Streams, which are most common on the windward sides of the islands, are often diverted to reservoirs for storage and later use. This stream water is typically a lower-cost option compared to the energy-intensive process of pumping groundwater from deep wells. However, stream flow can be highly seasonal and is immediately impacted by drought conditions.
In some remote or rural areas, private residents use rainwater catchment systems, where precipitation is collected from rooftops and stored in tanks for household use. This is a private, decentralized supply method and not part of the municipal system. Desalination, the process of removing salt from seawater, is also a localized and minimal source of water. Its high cost and energy demands restrict its widespread use as a primary source.
Managing Island Water Security
The responsibility for managing Hawaii’s water resources is decentralized, with semi-autonomous Boards or Departments of Water Supply operating at the county level across the major islands. These agencies are financially self-sufficient, relying on revenue generated from water billings to fund operations, infrastructure maintenance, and conservation programs. Their work focuses on the continuous monitoring of the groundwater system.
County water managers regularly test water quality and track the level of the freshwater lens to guard against saltwater intrusion and contamination. Conservation efforts are necessary due to the finite nature of the island supply and the vulnerability to drought. These programs aim to reduce per capita water use and ensure the long-term sustainability of the aquifers.
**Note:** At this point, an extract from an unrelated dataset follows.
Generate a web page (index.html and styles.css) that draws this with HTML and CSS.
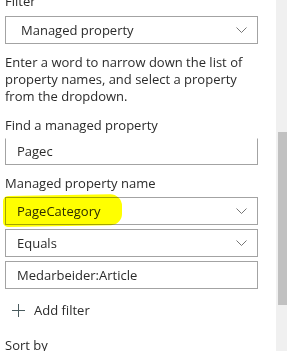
FILE: index.html
```html
<!DOCTYPE html>
<html>
<head>
<meta charset="utf-8">
<link rel="stylesheet" href="styles.css">
</head>
<body>
<div class="page">
  <main class="panel">
    <div class="lbl lbl-first">Filter</div>
    <div class="field dd dd-first">
      <span class="val">Managed property</span>
      <svg class="chev" width="11" height="6" viewBox="0 0 11 6"><path d="M0.5 0.5 L5.5 5.5 L10.5 0.5" fill="none" stroke="#666" stroke-width="0.9"/></svg>
    </div>
    <p class="help">Enter a word to narrow down the list of property names, and select a property from the dropdown.</p>
    <div class="lbl lbl-find">Find a managed property</div>
    <div class="field tb tb-open"><span class="val">Pagec</span></div>
    <div class="lbl lbl-name">Managed property name</div>
    <div class="field dd marked">
      <span class="val">PageCategory</span>
      <svg class="chev" width="11" height="6" viewBox="0 0 11 6"><path d="M0.5 0.5 L5.5 5.5 L10.5 0.5" fill="none" stroke="#666" stroke-width="0.9"/></svg>
      <div class="marker"></div>
    </div>
    <div class="field dd gap">
      <span class="val">Equals</span>
      <svg class="chev" width="11" height="6" viewBox="0 0 11 6"><path d="M0.5 0.5 L5.5 5.5 L10.5 0.5" fill="none" stroke="#666" stroke-width="0.9"/></svg>
    </div>
    <div class="field tb gap"><span class="val">Medarbeider:Article</span></div>
    <div class="add">
      <svg class="plus" width="13" height="13" viewBox="0 0 13 13"><path d="M6.5 0 V13 M0 6.5 H13" stroke="#4a5b5e" stroke-width="1" fill="none"/></svg>
      <span>Add filter</span>
    </div>
    <div class="lbl lbl-sort">Sort by</div>
  </main>
  <div class="scroll"><div class="thumb"></div></div>
</div>
</body>
</html>
```
FILE: styles.css
```css
html, body {
  margin: 0;
  padding: 0;
  background: #fff;
}
body {
  font-family: "Open Sans", "Noto Sans", sans-serif;
  font-size: 13px;
  line-height: 17px;
  color: #2b2b2b;
}
.page {
  display: flex;
  width: 287px;
  height: 351px;
  overflow: hidden;
}
.panel {
  width: 253px;
  padding-left: 5px;
  padding-right: 18px;
  display: flex;
  flex-direction: column;
}
.lbl {
  height: 17px;
  flex: none;
}
.lbl-first {
  margin-top: -7px;
  margin-bottom: 6px;
}
.field {
  position: relative;
  box-sizing: border-box;
  height: 28px;
  flex: none;
  border: 1px solid #a3a3a3;
  display: flex;
  align-items: center;
  padding-left: 11px;
}
.dd-first {
  padding-left: 15px;
}
.val {
  flex: 1;
  white-space: nowrap;
}
.chev {
  margin-right: 10px;
}
.help {
  margin: 10px 0 0 0;
}
.lbl-find {
  margin-top: 12px;
}
.tb-open {
  margin-top: 4px;
  height: 27px;
  border-top-color: transparent;
}
.lbl-name {
  margin-top: 10px;
}
.marked {
  margin-top: 5px;
}
.gap {
  margin-top: 4px;
}
.marker {
  position: absolute;
  left: -3px;
  top: -3px;
  width: 119px;
  height: 31px;
  background: #ffff00;
  border-radius: 5px 12px 11px 5px;
  transform: skewY(-1deg);
  mix-blend-mode: multiply;
  pointer-events: none;
}
.add {
  display: flex;
  align-items: center;
  margin-top: 13px;
  padding-left: 7px;
  height: 17px;
  flex: none;
}
.plus {
  margin-right: 9px;
}
.lbl-sort {
  margin-top: 18px;
}
.scroll {
  width: 11px;
  height: 351px;
  background: #f0f0f0;
  flex: none;
  padding-top: 132px;
  box-sizing: border-box;
}
.thumb {
  margin-left: 2px;
  width: 9px;
  height: 173px;
  background: #c1c1c1;
}
```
Oversight also involves protecting the recharge areas, primarily the mountain watersheds, which capture the rain that feeds the entire system. Protecting these upper-elevation lands from development and pollution is recognized as an environmental safeguard for the public water supply. Overall, water security is an ongoing balancing act between meeting the demands of a growing population and protecting the limited, naturally filtered sources from both depletion and contamination.